**Problem to work on**
Do not repeat pictures. Repeat exactly the lines of the listing below from its first line through the line with "flex flex-col min-h-screen".

-- Data start --

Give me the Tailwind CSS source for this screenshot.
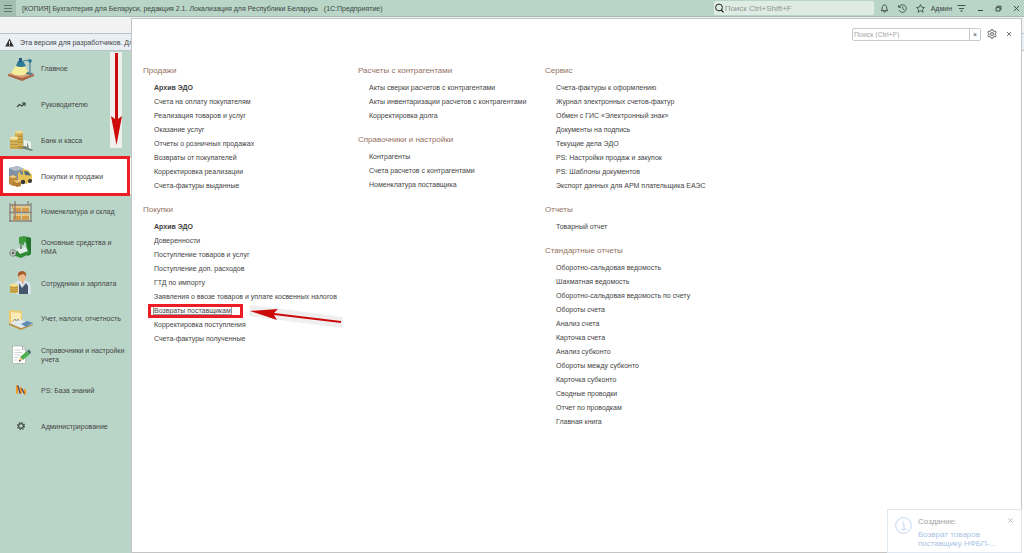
<!DOCTYPE html>
<html lang="ru">
<head>
  <meta charset="UTF-8">
  <meta name="viewport" content="width=device-width, initial-scale=1.0">
  <title>Бухгалтерия для Беларуси</title>
  <script src="https://cdn.jsdelivr.net/npm/@tailwindcss/browser@4"></script>
</head>
<body class="relative flex flex-col min-h-screen overflow-x-hidden bg-[#f2f2f2] font-['Liberation_Sans',Arial,sans-serif] text-[7px] leading-[9px] text-[#444]">

  <header class="flex items-center h-[17px] shrink-0 bg-[#b9d5c8] border-b border-[#a9b9b1] text-[#3c4541]">
    <button class="flex items-center justify-center w-4 h-4 bg-[#a3bfb1]" aria-label="Меню">
      <svg class="w-2 h-2" viewBox="0 0 8 8" stroke="#64756c" stroke-width="1"><path d="M0 1.5h8M0 4.5h8M0 7.5h8"/></svg>
    </button>
    <h1 class="ml-[6px] whitespace-pre">[КОПИЯ] Бухгалтерия для Беларуси, редакция 2.1. Локализация для Республики Беларусь   (1С:Предприятие)</h1>
    <label class="flex items-center ml-auto w-[160px] h-[14px] bg-[#dfece5] rounded-xs">
      <svg class="w-[10px] h-[10px] shrink-0" viewBox="0 0 10 10" fill="none" stroke="#222"><circle cx="5" cy="4.5" r="3.4"/><path d="M7.3 7l2.2 2.400" stroke-width="1.300"/></svg>
      <input type="text" class="w-full pl-px text-[8px] outline-none placeholder:text-[#8b9690]" placeholder="Поиск Ctrl+Shift+F" aria-label="Поиск">
    </label>
    <div class="flex items-center gap-[9px] ml-[6px]">
      <button aria-label="Уведомления"><svg class="w-[9px] h-[9px]" viewBox="0 0 9 9" fill="none" stroke="#34423b" stroke-width=".9"><path d="M1 6.700C2 6 2.200 5 2.300 3.500 2.400 1.800 3.200 1 4.500 1s2.100.8 2.200 2.500C6.800 5 7 6 8 6.700zM3.600 7.200a.9.9 0 0 0 1.800 0"/></svg></button>
      <button aria-label="История"><svg class="w-[9px] h-[9px]" viewBox="0 0 9 9" fill="none" stroke="#34423b" stroke-width=".8"><path d="M1 3a3.800 3.800 0 1 1 0 3M.6 1v2.300H3M4.700 2.300v2.500l1.800 1"/></svg></button>
      <button aria-label="Избранное"><svg class="w-[9px] h-[9px]" viewBox="0 0 9 9" fill="none" stroke="#34423b" stroke-width=".8" stroke-linejoin="round"><path d="M4.500.6l1.200 2.600 2.800.3-2.100 1.900.6 2.800-2.500-1.400L2 8.200l.6-2.800L.5 3.500l2.800-.3z"/></svg></button>
    </div>
    <button class="ml-[6px]">Админ</button>
    <button class="ml-[5px]" aria-label="Настройка"><svg class="w-[9px] h-[9px]" viewBox="0 0 9 9" fill="none" stroke="#34423b" stroke-width=".9"><path d="M.5 1.500h8M2 4.500h5"/><path d="M3 6.500h3L4.500 8z" fill="#34423b" stroke="none"/></svg></button>
    <div class="flex items-center gap-[11px] ml-[11px] mr-1">
      <button aria-label="Свернуть"><svg class="w-[7px] h-[7px]" viewBox="0 0 7 7" stroke="#34423b"><path d="M1 5.500h5"/></svg></button>
      <button aria-label="Развернуть"><svg class="w-[7px] h-[7px]" viewBox="0 0 7 7" fill="none" stroke="#34423b" stroke-width=".9"><path d="M2 2.500V1.200h4v3.200H5M1 2.700h4V6H1z"/></svg></button>
      <button aria-label="Закрыть"><svg class="w-[7px] h-[7px]" viewBox="0 0 7 7" stroke="#34423b" stroke-width=".9"><path d="M1 1l5 5M6 1L1 6"/></svg></button>
    </div>
  </header>

  <div class="flex flex-1">

    <!-- Разделы -->
    <aside class="flex flex-col w-[131px] shrink-0">
      <div class="h-4 bg-[#f2f2f2]"></div>
      <div class="flex items-center h-[18px] pl-[5px] gap-[6px] bg-[#e8eff5] border-y border-[#bcc2c6] whitespace-nowrap">
        <svg class="w-[9px] h-[9px] shrink-0" viewBox="0 0 9 9"><path d="M4.500.5L8.800 8.500H.2z" fill="#333"/><path d="M4.500 3v3M4.500 6.700v1" stroke="#fff" stroke-width=".9"/></svg>
        <p>Эта версия для разработчиков. Дл</p>
      </div>
      <div class="relative flex-1 bg-[#b9d5c8]">
        <nav class="grid auto-rows-fr h-[393px]">
          <a href="#" class="flex items-center pl-2 gap-[7px]">
            <svg class="w-[26px] h-6 shrink-0" viewBox="0 0 26 24"><path d="M0 17l13-5 13 5-12 6z" fill="#d9a07a"/><path d="M0 17l14 4 12-4v2l-12 5-14-5z" fill="#a8694a"/><path d="M9 7l-6 9q9 5 17 0L16 7z" fill="#f4ee9c"/><path d="M8 9l2-5h5l3 5q-5 2-10 0z" fill="#2f7898"/><path d="M11 1h3v4h-3z" fill="#245d7c"/><path d="M15 4l7-1v12" fill="none" stroke="#4e8296" stroke-width="1.200"/><circle cx="22" cy="4" r="1.800" fill="#2a7396"/><path d="M19 15l6 1-2 2-5-1z" fill="#487c8e"/></svg>
            <span>Главное</span>
          </a>
          <a href="#" class="flex items-center pl-2 gap-[7px]">
            <svg class="w-[26px] h-6 shrink-0" viewBox="0 0 26 24" fill="none" stroke="#3b443f" stroke-width="1.100"><path d="M9 14l2.500-2.500 2.500 1.500 3-3M14 10h3v3"/></svg>
            <span>Руководителю</span>
          </a>
          <a href="#" class="flex items-center pl-2 gap-[7px]">
            <svg class="w-[26px] h-6 shrink-0" viewBox="0 0 26 24"><path d="M7 4h8v15H7z" fill="#d0ab50"/><ellipse cx="11" cy="4" rx="4" ry="1.600" fill="#f1db93"/><path d="M2 10h8v11H2z" fill="#dab75b"/><path d="M2 13q4 2 8 0M2 16q4 2 8 0M2 19q4 2 8 0M10 8q3 1 5 0M10 11q3 1 5 0M10 14q3 1 5 0" fill="none" stroke="#9d7c2c" stroke-width=".7"/><ellipse cx="6" cy="10" rx="4" ry="1.600" fill="#f7e5a6"/><path d="M10 18h7v3h-7z" fill="#b99640"/><path d="M16 12l7 2v8l-7-4z" fill="#eef3ed"/><path d="M19 14l2 5-2 1z" fill="#76977f"/><path d="M13 20l4-2 8 4-1 1z" fill="#6c8175"/></svg>
            <span>Банк и касса</span>
          </a>
          <a href="#" class="relative flex items-center pl-2 gap-[7px] bg-white">
            <svg class="w-[26px] h-6 shrink-0" viewBox="0 0 26 24"><path d="M1 4l9-2 6 3v11H1z" fill="#8192a5"/><path d="M1 4l9-2 6 3-9 2z" fill="#b4bfcb"/><path d="M10 9l5-4 5 1 4 5v6l-6 3-8-4z" fill="#e6c354"/><path d="M16 7l4 .5 3 4-6-.5z" fill="#566e7c"/><path d="M12 7h3v4l-3-1z" fill="#738b96"/><circle cx="15" cy="18" r="2.200" fill="#353739"/><circle cx="22" cy="17" r="2" fill="#353739"/><path d="M1 13l4-2 4 2v8l-4 1-4-2z" fill="#c18b3e"/><path d="M1 13l4-2 4 2-4 1z" fill="#efcf88"/><path d="M5 17l4-1 4 2v4l-4 1-4-2z" fill="#b47e34"/><path d="M5 17l4-1 4 2-4 1z" fill="#e9c074"/></svg>
            <span>Покупки и продажи</span>
            <span class="absolute -inset-y-0.5 left-0 right-px border-3 border-[#ee1c25]"></span>
          </a>
          <a href="#" class="flex items-center pl-2 gap-[7px]">
            <svg class="w-[26px] h-6 shrink-0" viewBox="0 0 26 24"><path d="M4 5l4-2v4l-4 2zM5 6h8v6H5zM14 6h7v6h-7zM5 14h8v6H5zM14 14h7v6h-7z" fill="#d49b4b"/><path d="M5 6h8v2H5zM14 6h7v2h-7zM5 14h8v2H5zM14 14h7v2h-7z" fill="#edc27b"/><path d="M2 3v19M23 3v19M7 1v18M20 1v4M1 12.500h23M1 21h23M2 5h21" fill="none" stroke="#8d8277" stroke-width="1.300"/></svg>
            <span>Номенклатура и склад</span>
          </a>
          <a href="#" class="flex items-center pl-2 gap-[7px]">
            <svg class="w-[26px] h-6 shrink-0" viewBox="0 0 26 24"><path d="M11 2l5-1 7 2v16l-4 2-1-13-2-1v3l-5-1z" fill="#3c9a3d"/><path d="M18 2l5 1v16l-3 2z" fill="#23752b"/><path d="M10 15l8-2 5 5-10 5-8-3z" fill="#2f8a35"/><path d="M8 14l10-2 2 4-8 3z" fill="#dfeee5"/><path d="M12 8h2v6h-2z" fill="#77917c"/><circle cx="5" cy="18" r="3.200" fill="#bcc5bd" stroke="#58635b" stroke-dasharray="1.500 .8"/><circle cx="5" cy="18" r="1.200" fill="#56625a"/></svg>
            <span class="w-[74px]">Основные средства и НМА</span>
          </a>
          <a href="#" class="flex items-center pl-2 gap-[7px]">
            <svg class="w-[26px] h-6 shrink-0" viewBox="0 0 26 24"><path d="M7 12l5-3h4l6 3 1 11H8z" fill="#dbe5ef"/><path d="M11 12l3 5 4-5 2 3v8h-9z" fill="#44576f"/><path d="M13 9h3l-1 5z" fill="#dda77c"/><ellipse cx="14" cy="6" rx="3.600" ry="4.500" fill="#eebb8c"/><path d="M10 6q-1-6 4-6t4 6l-2-3-4 1z" fill="#a65a28"/><path d="M2 14h8v8H2z" fill="#dcb554"/><path d="M2 16q4 2 8 0M2 18q4 2 8 0M2 20q4 2 8 0" fill="none" stroke="#a17b2c" stroke-width=".7"/><ellipse cx="6" cy="14" rx="4" ry="1.500" fill="#f7df92"/></svg>
            <span>Сотрудники и зарплата</span>
          </a>
          <a href="#" class="flex items-center pl-2 gap-[7px]">
            <svg class="w-[26px] h-6 shrink-0" viewBox="0 0 26 24"><path d="M1 3l13 1v14L1 16z" fill="#edc96f"/><path d="M3 5l10 1v11L3 14z" fill="#faeab3"/><path d="M1 16l12-3 12 4-12 5z" fill="#dfe9ee"/><path d="M1 16l12 5 12-4v1l-12 5-12-5z" fill="#ba9342"/><path d="M13 17l6-3 6 2-7 4z" fill="#5e8db3"/><path d="M5 14l2-2 1 2 2-2 1 2" fill="none" stroke="#71869c" stroke-width=".8"/></svg>
            <span>Учет, налоги, отчетность</span>
          </a>
          <a href="#" class="flex items-center pl-2 gap-[7px]">
            <svg class="w-[26px] h-6 shrink-0" viewBox="0 0 26 24"><path d="M4.500 3h10l3 3v14.500h-13z" fill="#fff" stroke="#a9b4af" stroke-width=".8"/><path d="M14.500 3v3.500h3" fill="none" stroke="#97a29c" stroke-width=".8"/><path d="M6.500 7h6M6.500 9.500h8M6.500 12h6M6.500 14.500h4M6.500 17h3" stroke="#c3cac7" stroke-width=".8"/><path d="M12 14l7-6 3 3-7 6z" fill="#4fae4f"/><path d="M19 8l2-1.500L23 9l-1 2z" fill="#4a5e6e"/><path d="M12 14l3 3-4 1.500z" fill="#edbe7c"/><path d="M11.700 16.700l1.300 1.200-2.300.9z" fill="#333"/></svg>
            <span class="w-[84px]">Справочники и настройки учета</span>
          </a>
          <a href="#" class="flex items-center pl-2 gap-[7px]">
            <svg class="w-[26px] h-6 shrink-0" viewBox="0 0 26 24" fill="none" stroke-width="2" stroke-linecap="round"><path d="M9 8v7M13 10v5M17 12v4" stroke="#f39a21"/><path d="M10 8l2 7M14 11l2 4" stroke="#6a4a68" stroke-width="1.500"/></svg>
            <span>PS: База знаний</span>
          </a>
          <a href="#" class="flex items-center pl-2 gap-[7px]">
            <svg class="w-[26px] h-6 shrink-0" viewBox="0 0 26 24" fill="none" stroke="#46504a"><circle cx="13" cy="12" r="2.400" stroke-width="1.200"/><circle cx="13" cy="12" r="3.500" stroke-width="1.200" stroke-dasharray="1.400 1.350"/></svg>
            <span>Администрирование</span>
          </a>
        </nav>
        <svg class="absolute top-px left-[110px] w-3 h-24" viewBox="0 0 12 96"><path d="M0 0h12v96H0z" fill="#efefef"/><path d="M5 1h3v66l4-3-5.500 29L1 64l4 3z" fill="#cc0a0a"/></svg>
      </div>
    </aside>

    <!-- Меню раздела -->
    <main class="flex flex-col flex-1 mt-px bg-white border border-[#c4c4c4]">
      <div class="flex items-center justify-end h-[30px] pr-[9px]">
        <div class="flex h-[13px] w-[129px] border border-[#c9c9c9] rounded-xs">
          <input type="text" class="flex-1 min-w-0 pl-px outline-none placeholder:text-[#a5a5a5]" placeholder="Поиск (Ctrl+F)" aria-label="Поиск по меню">
          <button class="w-[11px] border-l border-[#c9c9c9]" aria-label="Очистить">×</button>
        </div>
        <button class="ml-[6px]" aria-label="Настройки"><svg class="w-[10px] h-[10px]" viewBox="0 0 10 10" fill="none" stroke="#555" stroke-width=".9"><circle cx="5" cy="5" r="1.500"/><path d="M4.200.7h1.600l.3 1.200 1 .5 1.200-.4.8 1.400-.9.8v1.500l.9.800-.8 1.400-1.200-.4-1 .5-.3 1.200H4.200L3.900 8l-1-.5-1.200.4-.8-1.400.9-.8V4.200l-.9-.8.8-1.400 1.200.4 1-.5z"/></svg></button>
        <button class="ml-[9px]" aria-label="Закрыть меню"><svg class="w-[6px] h-[6px]" viewBox="0 0 6 6" stroke="#666" stroke-width=".9"><path d="M1 1l4 4M5 1L1 5"/></svg></button>
      </div>

      <div class="flex pl-[11px] pt-4">
        <div class="w-[215px] shrink-0">
          <section>
            <h2 class="text-[8px] leading-3 text-[#93705f]">Продажи</h2>
            <ul class="mt-1 pl-[11px] leading-[14px]">
              <li><a href="#" class="font-bold">Архив ЭДО</a></li>
              <li><a href="#">Счета на оплату покупателям</a></li>
              <li><a href="#">Реализация товаров и услуг</a></li>
              <li><a href="#">Оказание услуг</a></li>
              <li><a href="#">Отчеты о розничных продажах</a></li>
              <li><a href="#">Возвраты от покупателей</a></li>
              <li><a href="#">Корректировка реализации</a></li>
              <li><a href="#">Счета-фактуры выданные</a></li>
            </ul>
          </section>
          <section class="mt-[11px]">
            <h2 class="text-[8px] leading-3 text-[#93705f]">Покупки</h2>
            <ul class="mt-1 pl-[11px] leading-[14px]">
              <li><a href="#" class="font-bold">Архив ЭДО</a></li>
              <li><a href="#">Доверенности</a></li>
              <li><a href="#">Поступление товаров и услуг</a></li>
              <li><a href="#">Поступление доп. расходов</a></li>
              <li><a href="#">ГТД по импорту</a></li>
              <li><a href="#">Заявления о ввозе товаров и уплате косвенных налогов</a></li>
              <li class="relative">
                <a href="#" class="outline outline-[#999]">Возвраты поставщикам</a>
                <span class="absolute -left-[6px] top-0 w-[95px] h-[14px] border-3 border-[#ee1c25]"></span>
                <svg class="absolute left-[94px] top-0 w-[96px] h-6" viewBox="0 0 96 24"><path d="M2 1l93 12-1 11L1 12z" fill="#efefef"/><path d="M2 7l28-2-4 4 67 8v2l-67-8 3 5z" fill="#cc0a0a"/></svg>
              </li>
              <li><a href="#">Корректировка поступления</a></li>
              <li><a href="#">Счета-фактуры полученные</a></li>
            </ul>
          </section>
        </div>

        <div class="w-[187px] shrink-0">
          <section>
            <h2 class="text-[8px] leading-3 text-[#93705f]">Расчеты с контрагентами</h2>
            <ul class="mt-1 pl-[11px] leading-[14px] whitespace-nowrap">
              <li><a href="#">Акты сверки расчетов с контрагентами</a></li>
              <li><a href="#">Акты инвентаризации расчетов с контрагентами</a></li>
              <li><a href="#">Корректировка долга</a></li>
            </ul>
          </section>
          <section class="mt-[11px]">
            <h2 class="text-[8px] leading-3 text-[#93705f]">Справочники и настройки</h2>
            <ul class="mt-1 pl-[11px] leading-[14px]">
              <li><a href="#">Контрагенты</a></li>
              <li><a href="#">Счета расчетов с контрагентами</a></li>
              <li><a href="#">Номенклатура поставщика</a></li>
            </ul>
          </section>
        </div>

        <div class="flex-1">
          <section>
            <h2 class="text-[8px] leading-3 text-[#93705f]">Сервис</h2>
            <ul class="mt-1 pl-[11px] leading-[14px]">
              <li><a href="#">Счета-фактуры к оформлению</a></li>
              <li><a href="#">Журнал электронных счетов-фактур</a></li>
              <li><a href="#">Обмен с ГИС «Электронный знак»</a></li>
              <li><a href="#">Документы на подпись</a></li>
              <li><a href="#">Текущие дела ЭДО</a></li>
              <li><a href="#">PS: Настройки продаж и закупок</a></li>
              <li><a href="#">PS: Шаблоны документов</a></li>
              <li><a href="#">Экспорт данных для АРМ плательщика ЕАЭС</a></li>
            </ul>
          </section>
          <section class="mt-[11px]">
            <h2 class="text-[8px] leading-3 text-[#93705f]">Отчеты</h2>
            <ul class="mt-1 pl-[11px] leading-[14px]">
              <li><a href="#">Товарный отчет</a></li>
            </ul>
          </section>
          <section class="mt-[11px]">
            <h2 class="text-[8px] leading-3 text-[#93705f]">Стандартные отчеты</h2>
            <ul class="mt-1 pl-[11px] leading-[14px]">
              <li><a href="#">Оборотно-сальдовая ведомость</a></li>
              <li><a href="#">Шахматная ведомость</a></li>
              <li><a href="#">Оборотно-сальдовая ведомость по счету</a></li>
              <li><a href="#">Обороты счета</a></li>
              <li><a href="#">Анализ счета</a></li>
              <li><a href="#">Карточка счета</a></li>
              <li><a href="#">Анализ субконто</a></li>
              <li><a href="#">Обороты между субконто</a></li>
              <li><a href="#">Карточка субконто</a></li>
              <li><a href="#">Сводные проводки</a></li>
              <li><a href="#">Отчет по проводкам</a></li>
              <li><a href="#">Главная книга</a></li>
            </ul>
          </section>
        </div>
      </div>
    </main>

    <div class="w-0.5 shrink-0 bg-white">
      <div class="h-4 bg-[#f2f2f2]"></div>
      <div class="h-[18px] bg-[#e8eff5] border-y border-[#bcc2c6]"></div>
    </div>
  </div>

  <!-- Всплывающее уведомление -->
  <div class="absolute bottom-0 right-0.5 flex w-[135px] h-11 pl-[7px] pt-[7px] border border-[#dfe8f0] bg-white/80 text-[8px]">
    <svg class="w-[17px] h-[17px] shrink-0" viewBox="0 0 17 17" fill="none" stroke="#b9d0ec" stroke-width=".9"><circle cx="8.500" cy="8.500" r="7.800"/><path d="M7 7h2v5.500M6.500 12.500h5M8.300 4v1.300"/></svg>
    <div class="ml-[6px] flex-1">
      <p class="text-[#a3a3a3]">Создание:</p>
      <a href="#" class="block mt-1 w-[84px] text-[#a9c3e6]">Возврат товаров поставщику НФБП-...</a>
    </div>
    <button class="absolute top-2 right-2" aria-label="Закрыть уведомление"><svg class="w-[5px] h-[5px]" viewBox="0 0 5 5" stroke="#aaa" stroke-width=".8"><path d="M.5.5l4 4M4.500.5l-4 4"/></svg></button>
  </div>
</body>
</html>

-- Data end --

**Response below**
Give me the Tailwind CSS source for this screenshot.
<!DOCTYPE html>
<html lang="ru">
<head>
  <meta charset="UTF-8">
  <meta name="viewport" content="width=device-width, initial-scale=1.0">
  <title>Бухгалтерия для Беларуси</title>
  <script src="https://cdn.jsdelivr.net/npm/@tailwindcss/browser@4"></script>
</head>
<body class="relative flex flex-col min-h-screen overflow-x-hidden bg-[#f2f2f2] font-['Liberation_Sans',Arial,sans-serif] text-[7px] leading-[9px] text-[#444]">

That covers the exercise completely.